* [Do this]:
Extract every line from the records below that contains the word "components".

* [Supplied data]:
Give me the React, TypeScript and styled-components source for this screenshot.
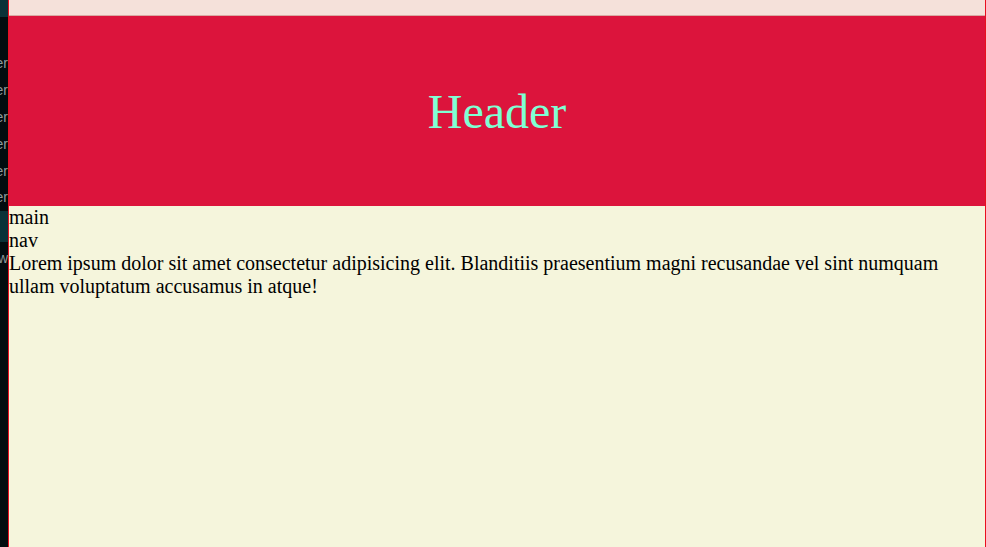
import React from "react";
import styled, { createGlobalStyle } from "styled-components";

const GlobalStyle = createGlobalStyle`
  html, body { margin: 0; padding: 0; }
  body { background: #020b0e; font-family: "Liberation Serif", "Times New Roman", serif; }
`;

const Shell = styled.div`
  display: flex;
  height: 547px;
  overflow: hidden;
`;

const Sidebar = styled.aside`
  width: 8px;
  flex: none;
  background: #020c0f;
  display: flex;
  flex-direction: column;
  overflow: hidden;
  font-family: "Liberation Sans", Arial, sans-serif;
  font-size: 14px;
  color: #8d9a9c;
`;

const SideBlock = styled.div<{ $h: number }>`
  height: ${(p) => p.$h}px;
  flex: none;
  background: #0a3238;
`;

const SideGap = styled.div<{ $h: number }>`
  height: ${(p) => p.$h}px;
  flex: none;
`;

const SideItem = styled.div<{ $h: number }>`
  height: ${(p) => p.$h}px;
  flex: none;
  display: flex;
  justify-content: flex-end;
  align-items: center;
  white-space: nowrap;
`;

const Page = styled.div`
  flex: 1;
  display: flex;
  flex-direction: column;
  border-left: 1px solid #e8101f;
  border-right: 1px solid #e8101f;
  background: #f5f5dc;
  max-width: 976px;
`;

const TopBar = styled.div`
  height: 15px;
  background: #f5e1da;
  border-bottom: 1px solid #d9aaa3;
  flex: none;
`;

const Header = styled.header`
  height: 190px;
  flex: none;
  background: #dc143c;
  display: flex;
  align-items: center;
  justify-content: center;
  color: #7fffd4;
  font-size: 48px;
`;

const Main = styled.main`
  flex: 1;
  background: #f5f5dc;
  color: #000;
  font-size: 20px;
  line-height: 23px;
`;

const Line = styled.div``;

export default function App() {
  const rows = ["er", "er", "er", "er", "er", "er"];
  return (
    <>
      <GlobalStyle />
      <Shell>
        <Sidebar>
          <SideBlock $h={17} />
          <SideGap $h={33} />
          {rows.map((r, i) => (
            <SideItem key={i} $h={26.8}>
              {r}
            </SideItem>
          ))}
          <SideBlock $h={31} />
          <SideItem $h={32}>w</SideItem>
        </Sidebar>
        <Page>
          <TopBar />
          <Header>Header</Header>
          <Main>
            <Line>main</Line>
            <Line>nav</Line>
            <Line>
              Lorem ipsum dolor sit amet consectetur adipisicing elit. Blanditiis praesentium magni recusandae vel sint
              numquam ullam voluptatum accusamus in atque!
            </Line>
          </Main>
        </Page>
      </Shell>
    </>
  );
}
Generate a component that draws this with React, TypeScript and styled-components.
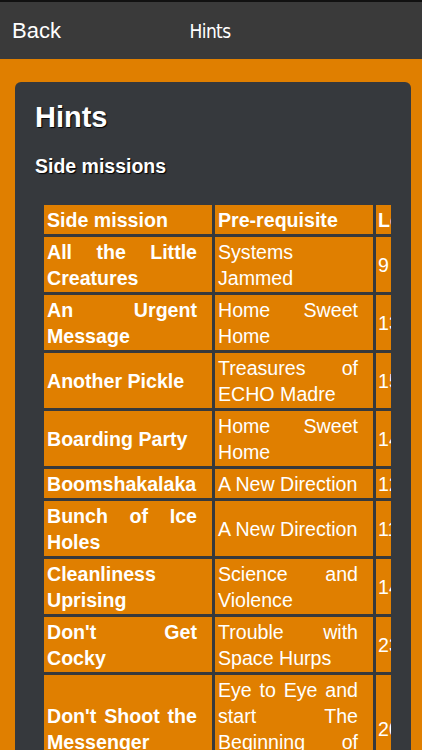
import React from 'react';
import styled, { createGlobalStyle } from 'styled-components';

const GlobalStyle = createGlobalStyle`
  html, body {
    margin: 0;
    padding: 0;
    background-color: #e07f00;
  }
  body {
    font-family: "Liberation Sans", Arial, sans-serif;
    overflow: hidden;
  }
`;

const Page = styled.div`
  width: 422px;
  height: 750px;
  overflow: hidden;
  background-color: #e07f00;
`;

const NavBar = styled.div`
  height: 57px;
  border-top: 2px solid #111;
  background-color: #3a3a3a;
  display: grid;
  grid-template-columns: 1fr auto 1fr;
  align-items: center;
  padding: 0 12px;
  color: #fff;
`;

const BackButton = styled.span`
  font-family: "Liberation Sans", Arial, sans-serif;
  font-size: 22px;
  justify-self: start;
  cursor: pointer;
`;

const NavTitle = styled.span`
  font-family: "Liberation Sans Narrow", "DejaVu Sans Condensed", "DejaVu Sans", sans-serif;
  font-stretch: condensed;
  font-size: 19px;
  letter-spacing: -0.6px;
  margin-left: -2px;
`;

const Body = styled.div`
  padding: 23px 11px 0 15px;
`;

const Card = styled.div`
  background-color: #36393d;
  border-radius: 6px;
  padding: 18px 20px 0 20px;
  height: 700px;
`;

const Title = styled.h1`
  margin: 0 0 21px 0;
  font-size: 29px;
  line-height: 34px;
  font-weight: bold;
  color: #fff;
  text-shadow: 1px 1px 1px #000;
`;

const Subtitle = styled.h2`
  margin: 0 0 24px 0;
  font-size: 19.5px;
  line-height: 23px;
  font-weight: bold;
  color: #fff;
  text-shadow: 1px 1px 1px #000;
`;

const TableScroll = styled.div`
  margin-left: 6px;
  overflow: hidden;
`;

const Table = styled.table`
  table-layout: fixed;
  border-collapse: separate;
  border-spacing: 3px;
  width: 384px;
  font-size: 19.6px;
  line-height: 26px;
  color: #fff;
`;

const Cell = styled.td<{ $bold?: boolean; $narrow?: boolean }>`
  background-color: #e07f00;
  padding: ${(p) => (p.$narrow ? '2px 3px 1px 2px' : '2px 15px 1px 3px')};
  vertical-align: middle;
  font-weight: ${(p) => (p.$bold ? 'bold' : 'normal')};
  white-space: nowrap;
  overflow: hidden;
`;

const Line = styled.div<{ $justify?: boolean }>`
  text-align: ${(p) => (p.$justify ? 'justify' : 'left')};
  text-align-last: ${(p) => (p.$justify ? 'justify' : 'left')};
  white-space: nowrap;
`;

const HeadCell = styled.th<{ $narrow?: boolean }>`
  background-color: #e07f00;
  padding: ${(p) => (p.$narrow ? '2px 3px 1px 2px' : '2px 15px 1px 3px')};
  text-align: left;
  font-weight: bold;
  white-space: nowrap;
  overflow: hidden;
`;

const missions = [
  { name: ['All the Little', 'Creatures'], req: ['Systems', 'Jammed'], level: '9' },
  { name: ['An Urgent', 'Message'], req: ['Home Sweet', 'Home'], level: '13' },
  { name: ['Another Pickle'], req: ['Treasures of', 'ECHO Madre'], level: '15' },
  { name: ['Boarding Party'], req: ['Home Sweet', 'Home'], level: '14' },
  { name: ['Boomshakalaka'], req: ['A New Direction'], level: '12' },
  { name: ['Bunch of Ice', 'Holes'], req: ['A New Direction'], level: '11' },
  { name: ['Cleanliness', 'Uprising'], req: ['Science and', 'Violence'], level: '14' },
  { name: ["Don't Get", 'Cocky'], req: ['Trouble with', 'Space Hurps'], level: '23' },
  {
    name: ["Don't Shoot the", 'Messenger'],
    req: ['Eye to Eye and', 'start The', 'Beginning of', 'the End'],
    level: '20',
  },
];

const Lines: React.FC<{ lines: string[] }> = ({ lines }) => (
  <>
    {lines.map((l, i) => (
      <Line key={i} $justify={i < lines.length - 1}>
        {l}
      </Line>
    ))}
  </>
);

const App: React.FC = () => {
  return (
    <Page>
      <GlobalStyle />
      <NavBar>
        <BackButton>Back</BackButton>
        <NavTitle>Hints</NavTitle>
        <span />
      </NavBar>
      <Body>
        <Card>
          <Title>Hints</Title>
          <Subtitle>Side missions</Subtitle>
          <TableScroll>
            <Table>
              <colgroup>
                <col style={{ width: 168 }} />
                <col style={{ width: 158 }} />
                <col style={{ width: 46 }} />
              </colgroup>
              <thead>
                <tr>
                  <HeadCell>Side mission</HeadCell>
                  <HeadCell>Pre-requisite</HeadCell>
                  <HeadCell $narrow>Level</HeadCell>
                </tr>
              </thead>
              <tbody>
                {missions.map((m) => (
                  <tr key={m.name.join(' ')}>
                    <Cell $bold>
                      <Lines lines={m.name} />
                    </Cell>
                    <Cell>
                      <Lines lines={m.req} />
                    </Cell>
                    <Cell $narrow>{m.level}</Cell>
                  </tr>
                ))}
              </tbody>
            </Table>
          </TableScroll>
        </Card>
      </Body>
    </Page>
  );
};

export default App;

* [Exercise answer]:
Give me the React, TypeScript and styled-components source for this screenshot.
import styled, { createGlobalStyle } from "styled-components";
Generate a component that draws this with React, TypeScript and styled-components.
import styled, { createGlobalStyle } from 'styled-components';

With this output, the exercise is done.